**Objective:** All of the data below should be written out exactly.

* begin Data shown *

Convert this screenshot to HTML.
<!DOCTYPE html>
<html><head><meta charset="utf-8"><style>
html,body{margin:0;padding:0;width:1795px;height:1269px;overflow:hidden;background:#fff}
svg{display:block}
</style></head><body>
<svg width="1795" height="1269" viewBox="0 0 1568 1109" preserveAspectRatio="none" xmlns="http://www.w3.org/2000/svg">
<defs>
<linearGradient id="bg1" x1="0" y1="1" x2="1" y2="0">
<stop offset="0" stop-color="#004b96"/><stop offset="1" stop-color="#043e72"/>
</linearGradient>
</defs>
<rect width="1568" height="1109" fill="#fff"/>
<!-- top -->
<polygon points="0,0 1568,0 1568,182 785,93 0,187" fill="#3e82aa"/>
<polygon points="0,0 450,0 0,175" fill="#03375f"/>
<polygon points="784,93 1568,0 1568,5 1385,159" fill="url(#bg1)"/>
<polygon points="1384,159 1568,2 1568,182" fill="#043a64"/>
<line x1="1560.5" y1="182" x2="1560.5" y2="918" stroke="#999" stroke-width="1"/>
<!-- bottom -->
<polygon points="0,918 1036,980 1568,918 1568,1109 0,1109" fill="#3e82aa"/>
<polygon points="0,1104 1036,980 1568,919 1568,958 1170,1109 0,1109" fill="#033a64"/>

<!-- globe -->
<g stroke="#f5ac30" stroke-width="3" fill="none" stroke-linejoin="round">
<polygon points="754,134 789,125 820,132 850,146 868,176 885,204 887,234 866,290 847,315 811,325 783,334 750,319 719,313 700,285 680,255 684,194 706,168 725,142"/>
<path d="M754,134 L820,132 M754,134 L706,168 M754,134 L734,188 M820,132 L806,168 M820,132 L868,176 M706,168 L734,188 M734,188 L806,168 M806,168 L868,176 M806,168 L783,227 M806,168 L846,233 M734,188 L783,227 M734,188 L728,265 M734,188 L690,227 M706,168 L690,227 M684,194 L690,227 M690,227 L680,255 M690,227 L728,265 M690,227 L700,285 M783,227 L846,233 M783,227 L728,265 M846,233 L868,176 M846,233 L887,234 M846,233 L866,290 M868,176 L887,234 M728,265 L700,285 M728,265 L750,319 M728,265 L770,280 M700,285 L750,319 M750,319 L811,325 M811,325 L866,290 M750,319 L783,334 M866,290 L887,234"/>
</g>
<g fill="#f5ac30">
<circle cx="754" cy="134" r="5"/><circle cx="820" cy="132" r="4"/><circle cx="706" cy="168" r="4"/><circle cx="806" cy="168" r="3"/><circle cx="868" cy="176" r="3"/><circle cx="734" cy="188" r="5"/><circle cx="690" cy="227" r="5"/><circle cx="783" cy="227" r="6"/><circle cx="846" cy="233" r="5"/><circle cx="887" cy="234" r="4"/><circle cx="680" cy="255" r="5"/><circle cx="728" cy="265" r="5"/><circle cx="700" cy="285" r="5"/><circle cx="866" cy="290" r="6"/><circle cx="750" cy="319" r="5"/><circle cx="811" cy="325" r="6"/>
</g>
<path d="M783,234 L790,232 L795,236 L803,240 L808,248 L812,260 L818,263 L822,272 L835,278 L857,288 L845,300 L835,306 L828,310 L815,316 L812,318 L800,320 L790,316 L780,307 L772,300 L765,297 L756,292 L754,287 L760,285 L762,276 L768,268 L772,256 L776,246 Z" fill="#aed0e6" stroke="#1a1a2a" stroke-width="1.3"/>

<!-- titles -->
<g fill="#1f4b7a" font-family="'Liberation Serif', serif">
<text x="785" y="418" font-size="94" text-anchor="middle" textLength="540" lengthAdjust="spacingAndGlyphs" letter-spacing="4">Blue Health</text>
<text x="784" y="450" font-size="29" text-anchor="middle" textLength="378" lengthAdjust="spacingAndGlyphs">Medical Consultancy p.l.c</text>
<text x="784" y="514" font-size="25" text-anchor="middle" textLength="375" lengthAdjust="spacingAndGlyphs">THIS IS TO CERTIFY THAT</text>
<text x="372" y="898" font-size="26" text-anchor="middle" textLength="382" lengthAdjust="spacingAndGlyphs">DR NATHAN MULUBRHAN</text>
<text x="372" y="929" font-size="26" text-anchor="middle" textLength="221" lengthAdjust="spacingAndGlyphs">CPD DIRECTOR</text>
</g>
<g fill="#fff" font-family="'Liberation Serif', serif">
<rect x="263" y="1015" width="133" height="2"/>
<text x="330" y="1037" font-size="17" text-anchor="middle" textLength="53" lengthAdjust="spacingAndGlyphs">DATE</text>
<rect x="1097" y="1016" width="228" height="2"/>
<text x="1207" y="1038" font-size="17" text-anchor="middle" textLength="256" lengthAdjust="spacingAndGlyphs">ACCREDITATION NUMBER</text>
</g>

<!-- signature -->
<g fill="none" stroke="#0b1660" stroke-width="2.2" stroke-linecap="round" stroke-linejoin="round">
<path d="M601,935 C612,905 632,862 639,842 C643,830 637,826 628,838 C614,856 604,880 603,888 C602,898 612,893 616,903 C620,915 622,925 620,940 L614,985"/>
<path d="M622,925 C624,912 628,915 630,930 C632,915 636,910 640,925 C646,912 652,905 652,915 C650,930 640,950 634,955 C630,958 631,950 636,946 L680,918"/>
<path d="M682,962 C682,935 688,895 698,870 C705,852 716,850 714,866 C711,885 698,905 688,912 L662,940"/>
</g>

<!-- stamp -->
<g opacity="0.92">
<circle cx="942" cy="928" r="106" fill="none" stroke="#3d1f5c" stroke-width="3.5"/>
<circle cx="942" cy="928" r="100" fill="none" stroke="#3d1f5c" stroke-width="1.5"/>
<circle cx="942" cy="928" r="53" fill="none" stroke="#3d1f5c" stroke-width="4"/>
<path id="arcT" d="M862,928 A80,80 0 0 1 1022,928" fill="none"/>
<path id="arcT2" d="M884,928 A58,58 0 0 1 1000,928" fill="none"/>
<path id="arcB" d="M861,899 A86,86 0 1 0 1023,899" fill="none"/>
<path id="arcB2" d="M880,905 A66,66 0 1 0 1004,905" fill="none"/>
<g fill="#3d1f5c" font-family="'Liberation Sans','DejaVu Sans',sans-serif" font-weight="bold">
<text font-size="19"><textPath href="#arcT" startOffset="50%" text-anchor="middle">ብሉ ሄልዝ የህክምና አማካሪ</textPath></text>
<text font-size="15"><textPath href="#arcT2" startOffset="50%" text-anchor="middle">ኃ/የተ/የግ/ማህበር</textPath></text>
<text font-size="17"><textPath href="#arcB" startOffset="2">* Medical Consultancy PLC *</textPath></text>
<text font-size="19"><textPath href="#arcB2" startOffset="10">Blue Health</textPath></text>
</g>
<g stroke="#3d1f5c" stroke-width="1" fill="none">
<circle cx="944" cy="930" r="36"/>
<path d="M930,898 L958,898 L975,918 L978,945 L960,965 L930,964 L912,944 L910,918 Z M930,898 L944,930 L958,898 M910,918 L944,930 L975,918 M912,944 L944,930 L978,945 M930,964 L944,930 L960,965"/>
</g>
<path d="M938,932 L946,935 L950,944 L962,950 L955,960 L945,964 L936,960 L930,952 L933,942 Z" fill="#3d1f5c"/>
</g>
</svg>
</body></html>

* end Data shown *

**Exercise response:**
Convert this screenshot to HTML.
<!DOCTYPE html>
<html><head><meta charset="utf-8"><style>
html,body{margin:0;padding:0;width:1795px;height:1269px;overflow:hidden;background:#fff}
svg{display:block}
</style></head><body>
<svg width="1795" height="1269" viewBox="0 0 1568 1109" preserveAspectRatio="none" xmlns="http://www.w3.org/2000/svg">
<defs>
<linearGradient id="bg1" x1="0" y1="1" x2="1" y2="0">
<stop offset="0" stop-color="#004b96"/><stop offset="1" stop-color="#043e72"/>
</linearGradient>
</defs>
<rect width="1568" height="1109" fill="#fff"/>
<!-- top -->
<polygon points="0,0 1568,0 1568,182 785,93 0,187" fill="#3e82aa"/>
<polygon points="0,0 450,0 0,175" fill="#03375f"/>
<polygon points="784,93 1568,0 1568,5 1385,159" fill="url(#bg1)"/>
<polygon points="1384,159 1568,2 1568,182" fill="#043a64"/>
<line x1="1560.5" y1="182" x2="1560.5" y2="918" stroke="#999" stroke-width="1"/>
<!-- bottom -->
<polygon points="0,918 1036,980 1568,918 1568,1109 0,1109" fill="#3e82aa"/>
<polygon points="0,1104 1036,980 1568,919 1568,958 1170,1109 0,1109" fill="#033a64"/>

<!-- globe -->
<g stroke="#f5ac30" stroke-width="3" fill="none" stroke-linejoin="round">
<polygon points="754,134 789,125 820,132 850,146 868,176 885,204 887,234 866,290 847,315 811,325 783,334 750,319 719,313 700,285 680,255 684,194 706,168 725,142"/>
<path d="M754,134 L820,132 M754,134 L706,168 M754,134 L734,188 M820,132 L806,168 M820,132 L868,176 M706,168 L734,188 M734,188 L806,168 M806,168 L868,176 M806,168 L783,227 M806,168 L846,233 M734,188 L783,227 M734,188 L728,265 M734,188 L690,227 M706,168 L690,227 M684,194 L690,227 M690,227 L680,255 M690,227 L728,265 M690,227 L700,285 M783,227 L846,233 M783,227 L728,265 M846,233 L868,176 M846,233 L887,234 M846,233 L866,290 M868,176 L887,234 M728,265 L700,285 M728,265 L750,319 M728,265 L770,280 M700,285 L750,319 M750,319 L811,325 M811,325 L866,290 M750,319 L783,334 M866,290 L887,234"/>
</g>
<g fill="#f5ac30">
<circle cx="754" cy="134" r="5"/><circle cx="820" cy="132" r="4"/><circle cx="706" cy="168" r="4"/><circle cx="806" cy="168" r="3"/><circle cx="868" cy="176" r="3"/><circle cx="734" cy="188" r="5"/><circle cx="690" cy="227" r="5"/><circle cx="783" cy="227" r="6"/><circle cx="846" cy="233" r="5"/><circle cx="887" cy="234" r="4"/><circle cx="680" cy="255" r="5"/><circle cx="728" cy="265" r="5"/><circle cx="700" cy="285" r="5"/><circle cx="866" cy="290" r="6"/><circle cx="750" cy="319" r="5"/><circle cx="811" cy="325" r="6"/>
</g>
<path d="M783,234 L790,232 L795,236 L803,240 L808,248 L812,260 L818,263 L822,272 L835,278 L857,288 L845,300 L835,306 L828,310 L815,316 L812,318 L800,320 L790,316 L780,307 L772,300 L765,297 L756,292 L754,287 L760,285 L762,276 L768,268 L772,256 L776,246 Z" fill="#aed0e6" stroke="#1a1a2a" stroke-width="1.3"/>

<!-- titles -->
<g fill="#1f4b7a" font-family="'Liberation Serif', serif">
<text x="785" y="418" font-size="94" text-anchor="middle" textLength="540" lengthAdjust="spacingAndGlyphs" letter-spacing="4">Blue Health</text>
<text x="784" y="450" font-size="29" text-anchor="middle" textLength="378" lengthAdjust="spacingAndGlyphs">Medical Consultancy p.l.c</text>
<text x="784" y="514" font-size="25" text-anchor="middle" textLength="375" lengthAdjust="spacingAndGlyphs">THIS IS TO CERTIFY THAT</text>
<text x="372" y="898" font-size="26" text-anchor="middle" textLength="382" lengthAdjust="spacingAndGlyphs">DR NATHAN MULUBRHAN</text>
<text x="372" y="929" font-size="26" text-anchor="middle" textLength="221" lengthAdjust="spacingAndGlyphs">CPD DIRECTOR</text>
</g>
<g fill="#fff" font-family="'Liberation Serif', serif">
<rect x="263" y="1015" width="133" height="2"/>
<text x="330" y="1037" font-size="17" text-anchor="middle" textLength="53" lengthAdjust="spacingAndGlyphs">DATE</text>
<rect x="1097" y="1016" width="228" height="2"/>
<text x="1207" y="1038" font-size="17" text-anchor="middle" textLength="256" lengthAdjust="spacingAndGlyphs">ACCREDITATION NUMBER</text>
</g>

<!-- signature -->
<g fill="none" stroke="#0b1660" stroke-width="2.2" stroke-linecap="round" stroke-linejoin="round">
<path d="M601,935 C612,905 632,862 639,842 C643,830 637,826 628,838 C614,856 604,880 603,888 C602,898 612,893 616,903 C620,915 622,925 620,940 L614,985"/>
<path d="M622,925 C624,912 628,915 630,930 C632,915 636,910 640,925 C646,912 652,905 652,915 C650,930 640,950 634,955 C630,958 631,950 636,946 L680,918"/>
<path d="M682,962 C682,935 688,895 698,870 C705,852 716,850 714,866 C711,885 698,905 688,912 L662,940"/>
</g>

<!-- stamp -->
<g opacity="0.92">
<circle cx="942" cy="928" r="106" fill="none" stroke="#3d1f5c" stroke-width="3.5"/>
<circle cx="942" cy="928" r="100" fill="none" stroke="#3d1f5c" stroke-width="1.5"/>
<circle cx="942" cy="928" r="53" fill="none" stroke="#3d1f5c" stroke-width="4"/>
<path id="arcT" d="M862,928 A80,80 0 0 1 1022,928" fill="none"/>
<path id="arcT2" d="M884,928 A58,58 0 0 1 1000,928" fill="none"/>
<path id="arcB" d="M861,899 A86,86 0 1 0 1023,899" fill="none"/>
<path id="arcB2" d="M880,905 A66,66 0 1 0 1004,905" fill="none"/>
<g fill="#3d1f5c" font-family="'Liberation Sans','DejaVu Sans',sans-serif" font-weight="bold">
<text font-size="19"><textPath href="#arcT" startOffset="50%" text-anchor="middle">ብሉ ሄልዝ የህክምና አማካሪ</textPath></text>
<text font-size="15"><textPath href="#arcT2" startOffset="50%" text-anchor="middle">ኃ/የተ/የግ/ማህበር</textPath></text>
<text font-size="17"><textPath href="#arcB" startOffset="2">* Medical Consultancy PLC *</textPath></text>
<text font-size="19"><textPath href="#arcB2" startOffset="10">Blue Health</textPath></text>
</g>
<g stroke="#3d1f5c" stroke-width="1" fill="none">
<circle cx="944" cy="930" r="36"/>
<path d="M930,898 L958,898 L975,918 L978,945 L960,965 L930,964 L912,944 L910,918 Z M930,898 L944,930 L958,898 M910,918 L944,930 L975,918 M912,944 L944,930 L978,945 M930,964 L944,930 L960,965"/>
</g>
<path d="M938,932 L946,935 L950,944 L962,950 L955,960 L945,964 L936,960 L930,952 L933,942 Z" fill="#3d1f5c"/>
</g>
</svg>
</body></html>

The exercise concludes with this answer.